To be done
Every line with the word "styles" in it should be extracted from the data that follows.

-- Begin --

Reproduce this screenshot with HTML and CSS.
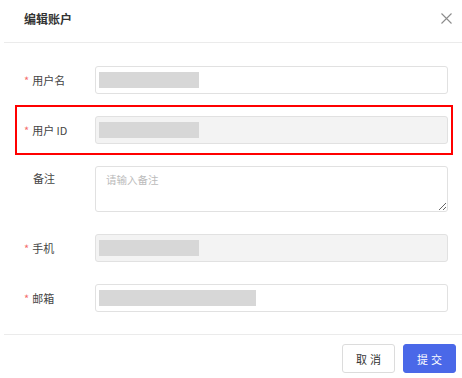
FILE: index.html
```html
<!DOCTYPE html>
<html lang="zh-CN">
<head>
	<meta charset="UTF-8">
	<title>编辑账户</title>
	<link rel="stylesheet" href="styles.css">
</head>
<body>
	<div class="dialog">
		<div class="dialog-head">
			<span class="dialog-title">编辑账户</span>
			<a class="dialog-close" href="#">
				<svg width="11" height="11" viewBox="0 0 11 11"><path d="M0.5 0.5L10.5 10.5M10.5 0.5L0.5 10.5" stroke="#8c8c8c" stroke-width="1.1" fill="none"/></svg>
			</a>
		</div>

		<div class="form">
			<div class="row">
				<label class="label"><i>*</i>用户名</label>
				<div class="input"><span class="mask"></span></div>
			</div>
			<div class="row row-mark">
				<label class="label"><i>*</i>用户 ID</label>
				<div class="input disabled"><span class="mask"></span></div>
			</div>
			<div class="row">
				<label class="label label-plain">备注</label>
				<textarea class="textarea" placeholder="请输入备注"></textarea>
			</div>
			<div class="row">
				<label class="label"><i>*</i>手机</label>
				<div class="input disabled"><span class="mask"></span></div>
			</div>
			<div class="row">
				<label class="label"><i>*</i>邮箱</label>
				<div class="input"><span class="mask mask-long"></span></div>
			</div>
		</div>

		<div class="dialog-foot">
			<button class="btn">取消</button>
			<button class="btn btn-primary">提交</button>
		</div>
	</div>
</body>
</html>
```

FILE: styles.css
```css
*{
	margin: 0;
	padding: 0;
	box-sizing: border-box;
}
body{
	background: #fff;
	font-family: "Noto Sans CJK SC", "Noto Sans", sans-serif;
	color: #333;
}
.dialog{
	width: 462px;
	height: 378px;
}
.dialog-head{
	height: 43px;
	margin-left: 4px;
	padding: 10px 10px 0 20px;
	display: flex;
	justify-content: space-between;
	align-items: flex-start;
	border-bottom: 1px solid #ebebeb;
}
.dialog-title{
	font-size: 12px;
	line-height: 17px;
	font-weight: 700;
	color: #333;
}
.dialog-close{
	display: block;
	width: 11px;
	height: 11px;
	margin-top: 3px;
}
.dialog-close svg{
	display: block;
}
.form{
	padding: 23px 14px 0 24px;
	display: flex;
	flex-direction: column;
	gap: 22px;
}
.row{
	display: flex;
	align-items: center;
	position: relative;
}
/* highlight frame */
.row-mark::after{
	content: "";
	position: absolute;
	top: -11px;
	bottom: -11px;
	left: -9px;
	right: -5px;
	border: 2px solid #f00;
}
.label{
	width: 71px;
	flex: none;
	font-size: 11px;
	color: #444;
	align-self: center;
}
.label i{
	font-style: normal;
	color: #f56c6c;
	margin-right: 3px;
	font-size: 11px;
}
.label-plain{
	padding-left: 9px;
	align-self: flex-start;
	margin-top: 4px;
}
.input{
	flex: 1;
	height: 28px;
	border: 1px solid #e1e1e1;
	border-radius: 3px;
	background: #fff;
	padding: 5px 3px;
}
.input.disabled{
	background: #f3f3f3;
}
.mask{
	display: block;
	width: 100px;
	height: 16px;
	background: #d7d7d7;
}
.mask-long{
	width: 157px;
}
.textarea{
	flex: 1;
	height: 46px;
	border: 1px solid #e1e1e1;
	border-radius: 3px;
	padding: 5px 10px;
	font-family: inherit;
	font-size: 10.5px;
	line-height: 16px;
	color: #333;
	outline: none;
}
.textarea::placeholder{
	color: #bbb;
}
.dialog-foot{
	margin: 22px 0 0 4px;
	padding: 9px 6px 0 0;
	border-top: 1px solid #ebebeb;
	display: flex;
	justify-content: flex-end;
	gap: 8px;
}
.btn{
	width: 53px;
	height: 29px;
	border: 1px solid #dcdcdc;
	border-radius: 3px;
	background: #fff;
	font-family: inherit;
	font-size: 11px;
	letter-spacing: 3px;
	padding-left: 3px;
	color: #333;
}
.btn-primary{
	background: #4a68e8;
	border-color: #4a68e8;
	color: #fff;
}
```
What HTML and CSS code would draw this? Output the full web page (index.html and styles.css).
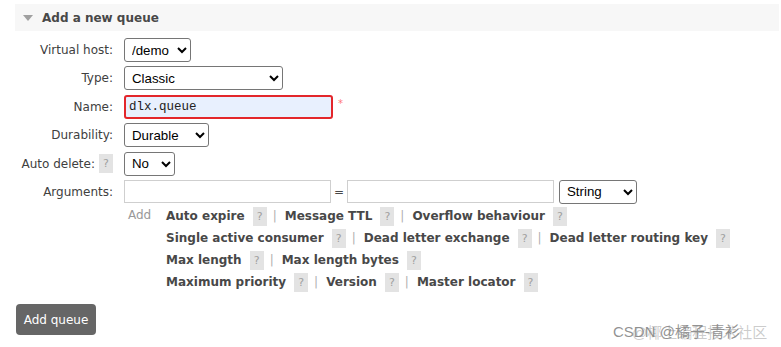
FILE: index.html
```html
<!DOCTYPE html>
<html>
	<head>
		<meta charset="utf-8" />
		<title>Add a new queue</title>
		<link rel="stylesheet" href="styles.css">
	</head>
	<body>
		<main>
			<h2 class="section-head"><span class="arrow"></span>Add a new queue</h2>
			<form class="queue-form">
				<label class="field-label">Virtual host:</label>
				<div class="field"><select class="sel sel-vhost"><option>/demo</option></select></div>

				<label class="field-label">Type:</label>
				<div class="field"><select class="sel sel-type"><option>Classic</option></select></div>

				<label class="field-label">Name:</label>
				<div class="field"><input type="text" class="name-input" value="dlx.queue" /><span class="mand">*</span></div>

				<label class="field-label">Durability:</label>
				<div class="field"><select class="sel sel-dur"><option>Durable</option></select></div>

				<label class="field-label">Auto delete: <span class="help">?</span></label>
				<div class="field"><select class="sel sel-auto"><option>No</option></select></div>

				<label class="field-label">Arguments:</label>
				<div class="field">
					<input type="text" class="arg-input" />
					<span class="equals">=</span>
					<input type="text" class="arg-input" />
					<select class="sel sel-str"><option>String</option></select>
				</div>

				<div></div>
				<div class="add-args">
					<span class="add-label">Add</span>
					<div class="arg-links">
						<div class="arg-line">
							<b>Auto expire</b><span class="help">?</span><span class="sep">|</span>
							<b>Message TTL</b><span class="help">?</span><span class="sep">|</span>
							<b>Overflow behaviour</b><span class="help">?</span>
						</div>
						<div class="arg-line">
							<b>Single active consumer</b><span class="help">?</span><span class="sep">|</span>
							<b>Dead letter exchange</b><span class="help">?</span><span class="sep">|</span>
							<b>Dead letter routing key</b><span class="help">?</span>
						</div>
						<div class="arg-line">
							<b>Max length</b><span class="help">?</span><span class="sep">|</span>
							<b>Max length bytes</b><span class="help">?</span>
						</div>
						<div class="arg-line">
							<b>Maximum priority</b><span class="help">?</span><span class="sep">|</span>
							<b>Version</b><span class="help">?</span><span class="sep">|</span>
							<b>Master locator</b><span class="help">?</span>
						</div>
					</div>
				</div>
			</form>
			<button class="btn-add" type="button">Add queue</button>
		</main>
		<div class="watermark">CSDN @橘子-青衫<span class="wm-under">@椰上编程技术社区</span></div>
	</body>
</html>
```

FILE: styles.css
```css
body {
	margin: 0;
	background: #fff;
	font-family: 'DejaVu Sans', Verdana, sans-serif;
	font-size: 12px;
	color: #484848;
}
main {
	padding: 4px 2px 0 15px;
}
.section-head {
	display: flex;
	align-items: center;
	margin: 0;
	height: 27px;
	padding-left: 8px;
	background: #f7f7f7;
	font-size: 12px;
	font-weight: bold;
	color: #484848;
}
.arrow {
	width: 0;
	height: 0;
	margin-right: 9px;
	border-left: 5px solid transparent;
	border-right: 5px solid transparent;
	border-top: 6px solid #a0a0a0;
}
.queue-form {
	display: grid;
	grid-template-columns: 98px auto;
	grid-template-rows: repeat(6, 24px) auto;
	column-gap: 11px;
	row-gap: 4.4px;
	margin-top: 7px;
}
.field-label {
	display: flex;
	align-items: center;
	justify-content: flex-end;
	gap: 4px;
	white-space: nowrap;
	color: #404040;
}
.field {
	display: flex;
	align-items: center;
}
.sel {
	height: 24px;
	padding: 0 2px 0 3px;
	border: 1px solid #767676;
	border-radius: 3px;
	background: #fff;
	font-family: 'Liberation Sans', Arial, sans-serif;
	font-size: 13.3px;
	color: #000;
}
.sel-vhost { width: 67px; }
.sel-type { width: 159px; }
.sel-dur { width: 85px; }
.sel-auto { width: 51px; }
.sel-str { width: 78px; margin-left: 5px; }
.name-input {
	box-sizing: border-box;
	width: 209px;
	height: 24px;
	padding: 0 3px;
	border: 2px solid #e3262b;
	border-radius: 3px;
	background: #e8f0fe;
	font-family: 'Liberation Mono', 'Courier New', monospace;
	font-size: 12.5px;
	color: #222;
	outline: none;
}
.mand {
	align-self: flex-start;
	margin: 3px 0 0 5px;
	color: #f77;
	font-size: 10px;
}
.arg-input {
	box-sizing: border-box;
	width: 207px;
	height: 23px;
	border: 1px solid #cfcfcf;
	border-radius: 0;
	background: #fff;
}
.equals {
	width: 16px;
	text-align: center;
	font-size: 12px;
}
.help {
	display: inline-flex;
	align-items: center;
	justify-content: center;
	width: 14px;
	height: 19px;
	background: #e3e3e3;
	color: #a0a0a0;
	font-weight: normal;
	font-size: 11px;
}
.add-args {
	display: flex;
	margin-top: -3px;
	margin-left: 4px;
}
.add-label {
	width: 38px;
	line-height: 20px;
	color: #999;
}
.arg-links {
	display: flex;
	flex-direction: column;
}
.arg-line {
	display: flex;
	align-items: center;
	height: 22px;
	white-space: nowrap;
}
.arg-line b {
	color: #484848;
	margin-right: 8px;
}
.sep {
	margin: 0 8px 0 6px;
	color: #b0b0b0;
}
.btn-add {
	display: block;
	margin-top: 11px;
	margin-left: 1px;
	width: 80px;
	height: 31px;
	border: none;
	border-radius: 4px;
	background: #666;
	color: #fff;
	font-family: 'DejaVu Sans', Verdana, sans-serif;
	font-size: 12px;
}
.watermark {
	position: absolute;
	left: 613px;
	top: 320px;
	font-family: 'Liberation Sans', 'Noto Sans CJK SC', sans-serif;
	font-size: 15px;
	color: rgba(110, 110, 110, 0.75);
	white-space: nowrap;
}
.wm-under {
	position: absolute;
	left: 19px;
	top: 1px;
	color: rgba(140, 140, 140, 0.45);
}
```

-- End --

Correct output
	<link rel="stylesheet" href="styles.css">
FILE: styles.css
What HTML and CSS code would draw this? Output the full web page (index.html and styles.css).
		<link rel="stylesheet" href="styles.css">
FILE: styles.css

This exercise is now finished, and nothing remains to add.